Exercise - Search the data for the string "React" and extract every line where it appears.
----------------------------------------
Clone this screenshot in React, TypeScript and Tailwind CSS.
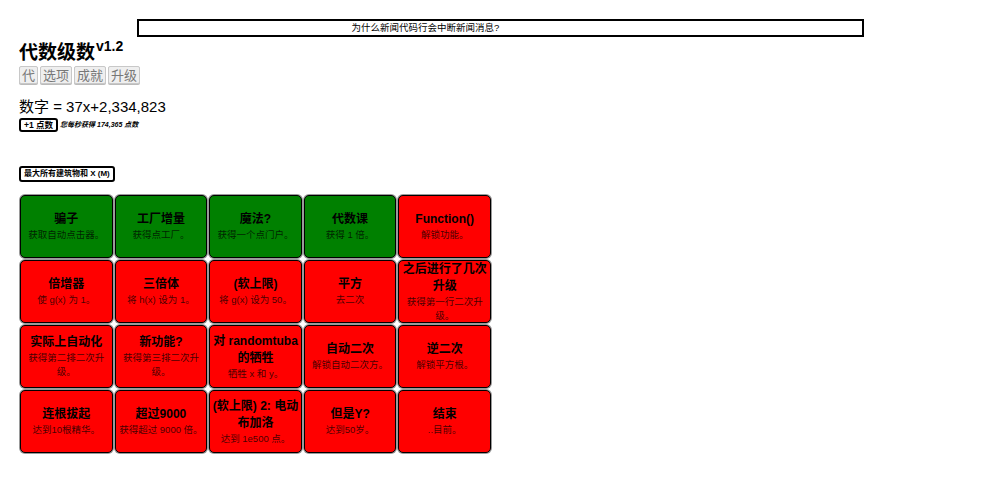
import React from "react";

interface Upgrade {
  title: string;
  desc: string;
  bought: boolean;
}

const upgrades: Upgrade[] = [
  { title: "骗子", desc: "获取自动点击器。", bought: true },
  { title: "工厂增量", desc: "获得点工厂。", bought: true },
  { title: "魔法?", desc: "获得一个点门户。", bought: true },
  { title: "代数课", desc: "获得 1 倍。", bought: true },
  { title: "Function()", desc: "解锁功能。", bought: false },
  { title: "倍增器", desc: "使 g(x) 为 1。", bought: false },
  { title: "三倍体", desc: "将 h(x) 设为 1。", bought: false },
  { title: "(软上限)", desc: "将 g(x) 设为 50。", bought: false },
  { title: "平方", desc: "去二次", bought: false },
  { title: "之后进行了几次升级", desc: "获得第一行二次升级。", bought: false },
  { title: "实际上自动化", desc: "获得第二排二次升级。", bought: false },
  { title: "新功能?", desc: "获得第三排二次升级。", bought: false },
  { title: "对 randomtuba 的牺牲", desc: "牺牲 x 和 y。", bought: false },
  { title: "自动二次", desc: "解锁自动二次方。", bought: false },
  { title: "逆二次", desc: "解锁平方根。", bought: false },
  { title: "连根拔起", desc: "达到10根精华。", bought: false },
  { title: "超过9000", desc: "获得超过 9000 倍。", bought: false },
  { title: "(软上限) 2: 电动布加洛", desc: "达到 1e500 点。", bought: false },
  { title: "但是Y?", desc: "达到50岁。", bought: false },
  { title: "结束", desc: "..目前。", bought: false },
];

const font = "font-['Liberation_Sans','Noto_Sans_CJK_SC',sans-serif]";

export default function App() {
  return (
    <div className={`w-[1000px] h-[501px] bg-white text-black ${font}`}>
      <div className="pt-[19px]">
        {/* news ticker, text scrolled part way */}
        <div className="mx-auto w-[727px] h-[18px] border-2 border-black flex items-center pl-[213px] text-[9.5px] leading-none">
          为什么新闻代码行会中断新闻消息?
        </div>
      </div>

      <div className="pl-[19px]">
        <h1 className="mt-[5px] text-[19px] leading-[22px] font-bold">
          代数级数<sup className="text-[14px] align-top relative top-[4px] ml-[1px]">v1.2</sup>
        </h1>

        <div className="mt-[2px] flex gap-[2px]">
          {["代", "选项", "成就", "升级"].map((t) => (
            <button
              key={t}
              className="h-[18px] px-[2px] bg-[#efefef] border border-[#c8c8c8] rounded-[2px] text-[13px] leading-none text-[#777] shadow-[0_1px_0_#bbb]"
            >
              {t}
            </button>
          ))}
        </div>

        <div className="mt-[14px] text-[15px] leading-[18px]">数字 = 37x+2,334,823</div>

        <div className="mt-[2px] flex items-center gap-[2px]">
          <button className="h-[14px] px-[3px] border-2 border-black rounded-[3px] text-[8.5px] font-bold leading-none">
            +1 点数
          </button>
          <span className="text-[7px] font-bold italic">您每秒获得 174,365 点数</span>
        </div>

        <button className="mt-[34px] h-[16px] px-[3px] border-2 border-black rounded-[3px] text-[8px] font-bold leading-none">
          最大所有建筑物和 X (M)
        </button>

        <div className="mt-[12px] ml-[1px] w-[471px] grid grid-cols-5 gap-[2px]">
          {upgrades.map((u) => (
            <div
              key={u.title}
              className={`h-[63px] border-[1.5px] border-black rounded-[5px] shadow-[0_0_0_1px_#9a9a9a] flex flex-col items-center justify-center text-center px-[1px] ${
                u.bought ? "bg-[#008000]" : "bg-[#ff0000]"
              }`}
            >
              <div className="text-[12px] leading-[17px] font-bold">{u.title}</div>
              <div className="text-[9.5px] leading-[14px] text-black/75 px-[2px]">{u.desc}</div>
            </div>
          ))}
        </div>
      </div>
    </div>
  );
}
----------------------------------------
Response for this exercise -
Clone this screenshot in React, TypeScript and Tailwind CSS.
import React from "react";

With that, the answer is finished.